The Process of Selling Annuities
- Research Annuity Buyers & Get Quotes: There are many factoring companies that buy annuities, so careful research is a must to choose the best offer. Shop around and get quotes from different annuity buyers before deciding.
- Compare & Accept Best Quote: Compare quotes and potentially accept the offer of a buyer that has given you the best deal while also demonstrating credibility, professionalism, and transparency. Remember to consider both the lump sum amount as well as any fees that you may be charged.
- Complete Paperwork: To complete the transaction and receive your money, you need to fill out some basic paperwork. This will be provided by the buyer, and they can provide support if you have any questions. Once the paperwork is finished, submit it to the annuity buyer.
- Standing Before the Judge: The annuity buyer will then arrange a court date. Court approval is required before you can cash out your payments. Presenting your case before the judge is not difficult. You typically just need to provide a brief explanation of why you need to sell your annuity payments. This step is only required for the sale of structured settlements, such as personal injury annuities in which you were the injured party and lottery annuities.
- Receive Payment: After the judge approves the sale transaction, you’ll receive your money.
The entire process for selling a personal injury annuity takes between one to three months because of that extra step requiring approval from a judge. If your annuity is not from a personal injury lawsuit, the sales process could take just a month. The annuity buyer should help expedite the process by taking you through each step, but it’s impossible to determine an exact timeline of when you’ll receive your lump sum payout.
Know Your Selling Options: Full and Partial
One of the biggest misconceptions regarding selling an annuity is that you must sell all future payments. However, there are several options for selling annuity payments and it’s important to choose the right one for your financial needs.
A full sale of your future annuity payments will result in a larger lump sum payment with no future installment payments.
A partial sale allows you to receive a lump sum of money for a portion of your annuity payments. After the period of annuity payments that you’ve sold passes, you’ll resume receiving the remaining periodic payments.
A third option is to sell just a portion of a specific number of payments. You’ll receive a lump sum, then receive the remaining portion of your annuity payments, so you get both a bulk sum of money as well as ongoing payments.

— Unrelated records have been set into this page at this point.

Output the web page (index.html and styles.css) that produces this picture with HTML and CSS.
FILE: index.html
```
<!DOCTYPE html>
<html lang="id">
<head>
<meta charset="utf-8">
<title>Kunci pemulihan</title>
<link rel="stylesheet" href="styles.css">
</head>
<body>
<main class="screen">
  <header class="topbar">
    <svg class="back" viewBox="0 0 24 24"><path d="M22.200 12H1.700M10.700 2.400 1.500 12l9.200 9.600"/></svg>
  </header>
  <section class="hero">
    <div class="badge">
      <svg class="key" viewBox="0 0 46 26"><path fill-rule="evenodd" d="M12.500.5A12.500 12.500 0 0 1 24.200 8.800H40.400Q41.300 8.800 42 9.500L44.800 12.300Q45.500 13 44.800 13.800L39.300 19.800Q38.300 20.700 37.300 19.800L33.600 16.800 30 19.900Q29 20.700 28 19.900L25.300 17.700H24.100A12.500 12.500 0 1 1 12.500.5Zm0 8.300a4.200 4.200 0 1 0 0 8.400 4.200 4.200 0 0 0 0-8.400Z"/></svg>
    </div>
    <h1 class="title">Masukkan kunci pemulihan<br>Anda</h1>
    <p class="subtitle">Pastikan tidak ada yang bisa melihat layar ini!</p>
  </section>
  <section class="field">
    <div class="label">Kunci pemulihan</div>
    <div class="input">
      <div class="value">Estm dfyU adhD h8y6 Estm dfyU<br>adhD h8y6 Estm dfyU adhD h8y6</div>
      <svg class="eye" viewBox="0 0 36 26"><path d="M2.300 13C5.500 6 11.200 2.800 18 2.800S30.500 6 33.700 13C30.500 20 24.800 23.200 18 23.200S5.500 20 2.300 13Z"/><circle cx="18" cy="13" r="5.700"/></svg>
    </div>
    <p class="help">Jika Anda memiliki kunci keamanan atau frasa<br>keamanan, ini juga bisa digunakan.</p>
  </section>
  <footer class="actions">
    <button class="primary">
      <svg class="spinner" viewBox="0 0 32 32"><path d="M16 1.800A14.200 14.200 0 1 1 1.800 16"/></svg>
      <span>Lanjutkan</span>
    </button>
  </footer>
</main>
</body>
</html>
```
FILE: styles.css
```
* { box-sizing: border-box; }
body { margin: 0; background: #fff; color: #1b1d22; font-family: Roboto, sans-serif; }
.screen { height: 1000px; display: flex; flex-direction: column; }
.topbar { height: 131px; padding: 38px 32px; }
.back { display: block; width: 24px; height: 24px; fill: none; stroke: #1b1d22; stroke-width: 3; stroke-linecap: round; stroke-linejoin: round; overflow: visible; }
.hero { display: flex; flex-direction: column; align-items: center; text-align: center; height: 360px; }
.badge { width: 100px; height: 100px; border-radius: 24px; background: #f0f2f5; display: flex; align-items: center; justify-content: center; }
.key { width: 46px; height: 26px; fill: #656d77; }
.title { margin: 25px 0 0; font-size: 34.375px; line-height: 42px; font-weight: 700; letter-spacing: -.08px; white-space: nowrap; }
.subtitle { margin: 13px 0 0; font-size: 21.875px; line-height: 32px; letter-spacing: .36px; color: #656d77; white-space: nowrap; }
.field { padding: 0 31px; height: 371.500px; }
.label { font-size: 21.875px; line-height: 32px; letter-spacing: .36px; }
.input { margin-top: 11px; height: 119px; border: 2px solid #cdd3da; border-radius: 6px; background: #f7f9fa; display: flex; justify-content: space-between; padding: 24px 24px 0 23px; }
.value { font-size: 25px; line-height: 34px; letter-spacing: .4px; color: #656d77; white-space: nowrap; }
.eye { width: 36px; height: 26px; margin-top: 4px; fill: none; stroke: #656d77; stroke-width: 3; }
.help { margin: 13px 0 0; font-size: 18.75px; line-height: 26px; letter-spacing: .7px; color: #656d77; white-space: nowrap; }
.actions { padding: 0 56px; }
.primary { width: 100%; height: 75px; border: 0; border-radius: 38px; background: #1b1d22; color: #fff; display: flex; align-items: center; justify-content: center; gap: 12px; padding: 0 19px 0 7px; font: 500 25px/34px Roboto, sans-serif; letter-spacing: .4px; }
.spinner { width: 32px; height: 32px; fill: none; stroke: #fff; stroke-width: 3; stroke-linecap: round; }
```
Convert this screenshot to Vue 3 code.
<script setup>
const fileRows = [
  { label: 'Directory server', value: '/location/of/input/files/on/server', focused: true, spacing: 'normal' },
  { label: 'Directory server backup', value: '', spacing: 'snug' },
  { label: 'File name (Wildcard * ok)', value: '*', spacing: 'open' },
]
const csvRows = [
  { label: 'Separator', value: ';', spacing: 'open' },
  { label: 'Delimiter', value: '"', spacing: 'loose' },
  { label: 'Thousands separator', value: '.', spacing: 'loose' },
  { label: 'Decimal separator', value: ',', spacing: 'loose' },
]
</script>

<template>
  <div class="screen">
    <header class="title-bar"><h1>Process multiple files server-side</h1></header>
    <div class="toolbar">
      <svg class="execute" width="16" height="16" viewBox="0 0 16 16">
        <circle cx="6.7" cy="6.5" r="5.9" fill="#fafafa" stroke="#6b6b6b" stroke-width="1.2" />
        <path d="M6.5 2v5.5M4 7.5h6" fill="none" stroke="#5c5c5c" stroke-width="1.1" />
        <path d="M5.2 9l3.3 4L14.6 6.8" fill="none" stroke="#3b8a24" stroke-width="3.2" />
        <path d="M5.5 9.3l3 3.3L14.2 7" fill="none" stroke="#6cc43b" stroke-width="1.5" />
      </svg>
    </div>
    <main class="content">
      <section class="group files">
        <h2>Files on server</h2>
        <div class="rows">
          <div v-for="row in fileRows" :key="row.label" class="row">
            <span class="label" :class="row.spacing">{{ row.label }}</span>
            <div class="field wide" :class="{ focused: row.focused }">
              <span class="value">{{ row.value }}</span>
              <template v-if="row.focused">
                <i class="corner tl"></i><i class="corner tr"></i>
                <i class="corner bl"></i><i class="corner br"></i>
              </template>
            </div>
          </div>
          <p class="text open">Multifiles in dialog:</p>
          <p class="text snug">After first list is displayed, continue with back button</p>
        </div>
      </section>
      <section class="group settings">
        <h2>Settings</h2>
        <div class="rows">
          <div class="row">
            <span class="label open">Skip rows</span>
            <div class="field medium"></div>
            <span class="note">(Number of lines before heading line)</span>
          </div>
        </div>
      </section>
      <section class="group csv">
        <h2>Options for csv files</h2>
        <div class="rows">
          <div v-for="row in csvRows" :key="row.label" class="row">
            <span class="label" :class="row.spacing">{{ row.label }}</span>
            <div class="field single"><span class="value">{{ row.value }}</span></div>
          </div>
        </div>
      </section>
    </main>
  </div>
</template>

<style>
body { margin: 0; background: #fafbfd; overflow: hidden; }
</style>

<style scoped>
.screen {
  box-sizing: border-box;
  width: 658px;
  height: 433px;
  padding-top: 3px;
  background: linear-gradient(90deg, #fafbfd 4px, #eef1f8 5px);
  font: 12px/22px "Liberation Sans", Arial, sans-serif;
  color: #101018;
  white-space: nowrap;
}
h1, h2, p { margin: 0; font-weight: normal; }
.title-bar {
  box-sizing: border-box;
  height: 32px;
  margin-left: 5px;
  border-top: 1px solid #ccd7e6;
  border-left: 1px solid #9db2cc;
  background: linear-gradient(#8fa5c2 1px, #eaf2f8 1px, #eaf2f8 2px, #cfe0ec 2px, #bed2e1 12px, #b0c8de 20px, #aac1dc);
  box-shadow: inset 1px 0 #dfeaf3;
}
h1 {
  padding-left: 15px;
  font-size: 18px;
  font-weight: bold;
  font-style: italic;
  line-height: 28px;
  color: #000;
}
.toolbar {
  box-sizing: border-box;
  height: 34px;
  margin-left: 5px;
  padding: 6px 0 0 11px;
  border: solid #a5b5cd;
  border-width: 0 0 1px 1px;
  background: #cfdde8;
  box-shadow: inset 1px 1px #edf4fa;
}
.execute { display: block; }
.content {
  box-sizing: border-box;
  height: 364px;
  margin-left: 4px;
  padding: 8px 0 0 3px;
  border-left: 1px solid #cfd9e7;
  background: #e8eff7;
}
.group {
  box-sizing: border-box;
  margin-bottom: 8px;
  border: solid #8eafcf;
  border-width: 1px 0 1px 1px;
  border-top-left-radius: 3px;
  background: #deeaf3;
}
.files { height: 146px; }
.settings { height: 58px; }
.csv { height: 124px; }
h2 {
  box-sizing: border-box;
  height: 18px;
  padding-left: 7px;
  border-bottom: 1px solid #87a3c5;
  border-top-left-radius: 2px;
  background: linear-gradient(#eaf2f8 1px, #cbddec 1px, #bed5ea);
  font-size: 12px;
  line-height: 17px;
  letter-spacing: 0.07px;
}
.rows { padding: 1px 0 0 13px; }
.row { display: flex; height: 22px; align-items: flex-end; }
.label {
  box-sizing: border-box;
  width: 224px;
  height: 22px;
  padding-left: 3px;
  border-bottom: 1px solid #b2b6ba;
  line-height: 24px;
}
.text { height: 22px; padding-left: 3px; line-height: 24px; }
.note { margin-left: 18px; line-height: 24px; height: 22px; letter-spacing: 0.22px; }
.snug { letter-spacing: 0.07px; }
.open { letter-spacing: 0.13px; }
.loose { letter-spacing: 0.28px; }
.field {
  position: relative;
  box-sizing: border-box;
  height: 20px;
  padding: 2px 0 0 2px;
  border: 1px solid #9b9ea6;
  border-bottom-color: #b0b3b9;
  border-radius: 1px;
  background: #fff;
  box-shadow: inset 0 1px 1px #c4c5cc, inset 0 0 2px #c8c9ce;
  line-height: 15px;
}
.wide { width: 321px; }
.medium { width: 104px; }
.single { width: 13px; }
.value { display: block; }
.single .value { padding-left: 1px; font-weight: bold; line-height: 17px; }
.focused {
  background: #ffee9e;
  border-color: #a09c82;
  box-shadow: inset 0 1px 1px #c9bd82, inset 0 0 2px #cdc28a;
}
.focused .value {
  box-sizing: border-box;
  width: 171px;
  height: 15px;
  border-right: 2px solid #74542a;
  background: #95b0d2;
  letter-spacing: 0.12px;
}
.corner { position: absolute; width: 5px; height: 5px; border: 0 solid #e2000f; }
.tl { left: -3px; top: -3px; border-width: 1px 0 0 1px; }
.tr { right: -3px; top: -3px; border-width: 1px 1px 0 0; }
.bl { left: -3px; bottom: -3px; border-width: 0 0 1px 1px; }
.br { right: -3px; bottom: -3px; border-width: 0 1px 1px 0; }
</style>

Sometimes annuity owners feel more secure selling only a portion of their annuity because they know they will still have future payments they can depend on.

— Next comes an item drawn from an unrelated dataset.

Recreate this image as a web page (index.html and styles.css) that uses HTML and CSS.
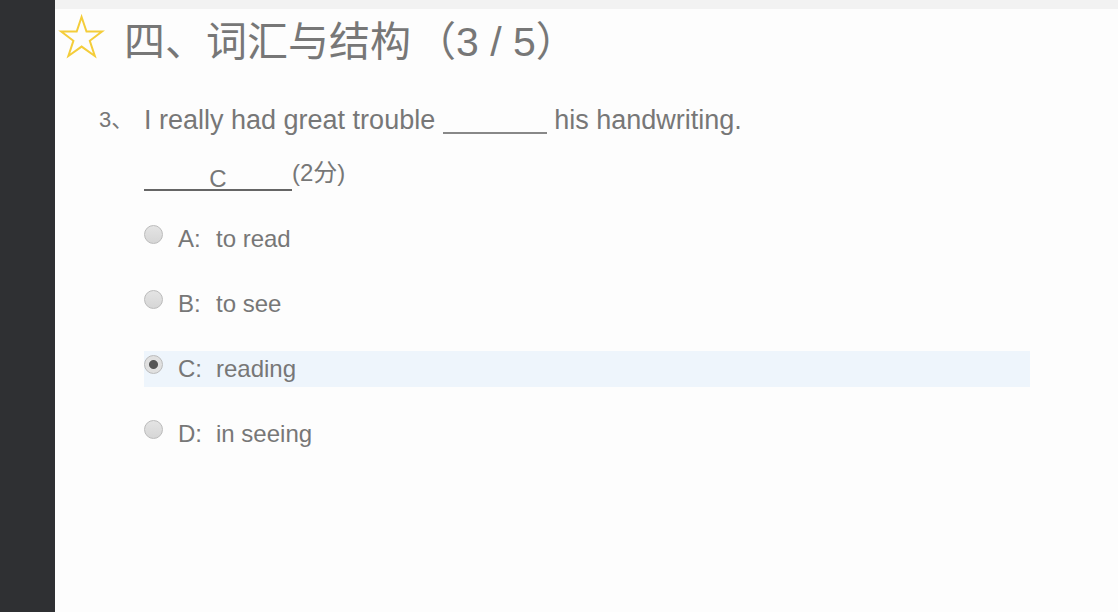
FILE: index.html
```html
<!DOCTYPE html>
<html lang="zh-CN">
<head>
<meta charset="utf-8">
<meta name="viewport" content="width=device-width, initial-scale=1">
<title>四、词汇与结构</title>
<link rel="stylesheet" href="styles.css">
</head>
<body>
<div class="layout">
  <aside class="rail"></aside>
  <main class="page">
    <header class="section-head">
      <svg class="star" viewBox="0 0 48 48" aria-hidden="true">
        <path d="M23.6 5 L28.5 19.6 L44 19.6 L31.8 28.8 L36.8 44 L23.6 34.6 L10.4 44 L15.4 28.8 L3.2 19.6 L18.7 19.6 Z"/>
      </svg>
      <h1 class="title">四、词汇与结构<span class="progress">（3 / 5）</span></h1>
    </header>
    <section class="question">
      <span class="number">3、</span>
      <div class="body">
        <p class="prompt" id="prompt">I really had great trouble <span class="gap"></span> his handwriting.</p>
        <p class="answer"><span class="chosen">C</span><span class="score">(2分)</span></p>
        <div class="options" role="radiogroup" aria-labelledby="prompt">
          <label class="option"><input class="radio" type="radio" name="answer"><span class="letter">A:</span><span>to read</span></label>
          <label class="option"><input class="radio" type="radio" name="answer"><span class="letter">B:</span><span>to see</span></label>
          <label class="option"><input class="radio" type="radio" name="answer" checked><span class="letter">C:</span><span>reading</span></label>
          <label class="option"><input class="radio" type="radio" name="answer"><span class="letter">D:</span><span>in seeing</span></label>
        </div>
      </div>
    </section>
  </main>
</div>
</body>
</html>
```
FILE: styles.css
```css
* {
  box-sizing: border-box;
}

body {
  margin: 0;
  background: #fdfdfd;
  color: #777;
  font-family: "Liberation Sans", "Noto Sans CJK SC", sans-serif;
}

.layout {
  display: flex;
  min-height: 100vh;
}

.rail {
  flex: 0 0 55px;
  background: #2f3033;
}

.page {
  flex: 1;
  border-top: 9px solid #f2f2f2;
}

.section-head {
  display: flex;
  align-items: flex-start;
  gap: 18px;
  padding: 3px 0 0 3px;
}

.star {
  width: 48px;
  height: 48px;
  fill: none;
  stroke: #f4cd3a;
  stroke-width: 2;
}

.title {
  margin: 0;
  font-size: 41px;
  line-height: 60px;
  font-weight: 400;
}

.progress {
  margin-left: 4px;
}

.question {
  display: flex;
  padding: 28px 88px 0 44px;
}

.number {
  flex: 0 0 45px;
  font-size: 22px;
  line-height: 40px;
}

.body {
  flex: 1;
}

.prompt {
  margin: 0;
  font-size: 27px;
  line-height: 40px;
}

.gap {
  display: inline-block;
  width: 104px;
  height: 8px;
  border-bottom: 2px solid #888;
  vertical-align: -5px;
}

.answer {
  display: flex;
  align-items: flex-start;
  margin: 13px 0 0;
  font-size: 24px;
  line-height: 40px;
}

.chosen {
  width: 148px;
  margin-top: 16px;
  border-bottom: 2px solid #666;
  line-height: 20px;
  text-align: center;
}

.options {
  display: flex;
  flex-direction: column;
  gap: 29px;
  margin-top: 28px;
}

.option {
  display: flex;
  font-size: 24px;
  line-height: 36px;
}

.option:has(:checked) {
  background: #eef5fc;
}

.radio {
  appearance: none;
  width: 19px;
  height: 19px;
  margin: 4px 15px 0 0;
  border: 1px solid #bbb;
  border-radius: 50%;
  background: linear-gradient(#e4e4e4, #d6d6d6);
}

.radio:checked {
  background: radial-gradient(circle, #555 0 4px, #e0e0e0 5px);
}

.letter {
  width: 38px;
}
```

Pay Attention to the Discount Rate
When selling an annuity, the discount rate determines how much cash you receive in return for future payments. It’s essentially a fee that is subtracted from the annuity amount you plan to sell. The discount rate depends primarily on the buyer’s expectations of future interest rates. The annuity buyer will use the discount rate to calculate the present value of your annuity—the amount they’re willing to pay you. Other factors affecting the present value of an annuity include:
- The dates the payments are due
- The number of payments that are due to you
- The amount of each payment
The higher the discount rate percentage, the less money you will receive out of your full annuity contract. This is the reason you must compare quotes to ensure you are getting a fair discount rate.
In most cases, you can expect the discount rate to range between 9% and 18%, but it can be higher.
It is important to work with a firm who will share detailed discount rate information with you. The entire transaction should be as transparent as possible. If the rate is too high, consider comparison shopping. Make sure you don’t rush the process as that could end up costing you money.
Why People Sell Annuities
These are some of the most common reasons to sell annuities:
Pay medical bills
Pay off debt
Fund higher education
Purchase a home
Buy a car
Start a business
Invest for retirement
Pros and Cons of Selling Annuity Payments
Pros
- Instead of waiting years, you’ll receive your money within weeks or months.
- Ability to immediately pay off debts and reduce financial stress.
- Potential to make a big purchase like a new home or car.
- Pay for your own or your child’s education.
- Invest money for a higher return.
Cons
- The discount rate reduces the total amount of money you’d receive from the annuity over time.
- Reduces your long-term financial security if selling the entire annuity contract.
- Possibility of making poor financial decisions with the funds received.
Although some people determine the benefits of selling their annuity payments significantly outweigh the costs, carefully consider both pros and cons when making a choice. This will help you make the right decision for your financial situation.
Tax Implications of Selling Your Annuity
You are not required to pay income tax on any personal injury settlement annuity. If the annuity resulted from a favorable lawsuit verdict, selling that annuity will usually not create any tax consequences.
Investment annuities from insurance companies, on the other hand, are subject to federal and potentially state income tax. You’ll have ordinary income equal to the sale price minus what you invested into the annuity. Also, if you bought the annuity with pretax dollars—through an IRA or a 401(k)—those dollars will be subject to tax when you sell.
FAQ
Conclusion
Now that you understand the process of selling annuities and the options available, you can make a more informed decision for both your immediate and future financial needs.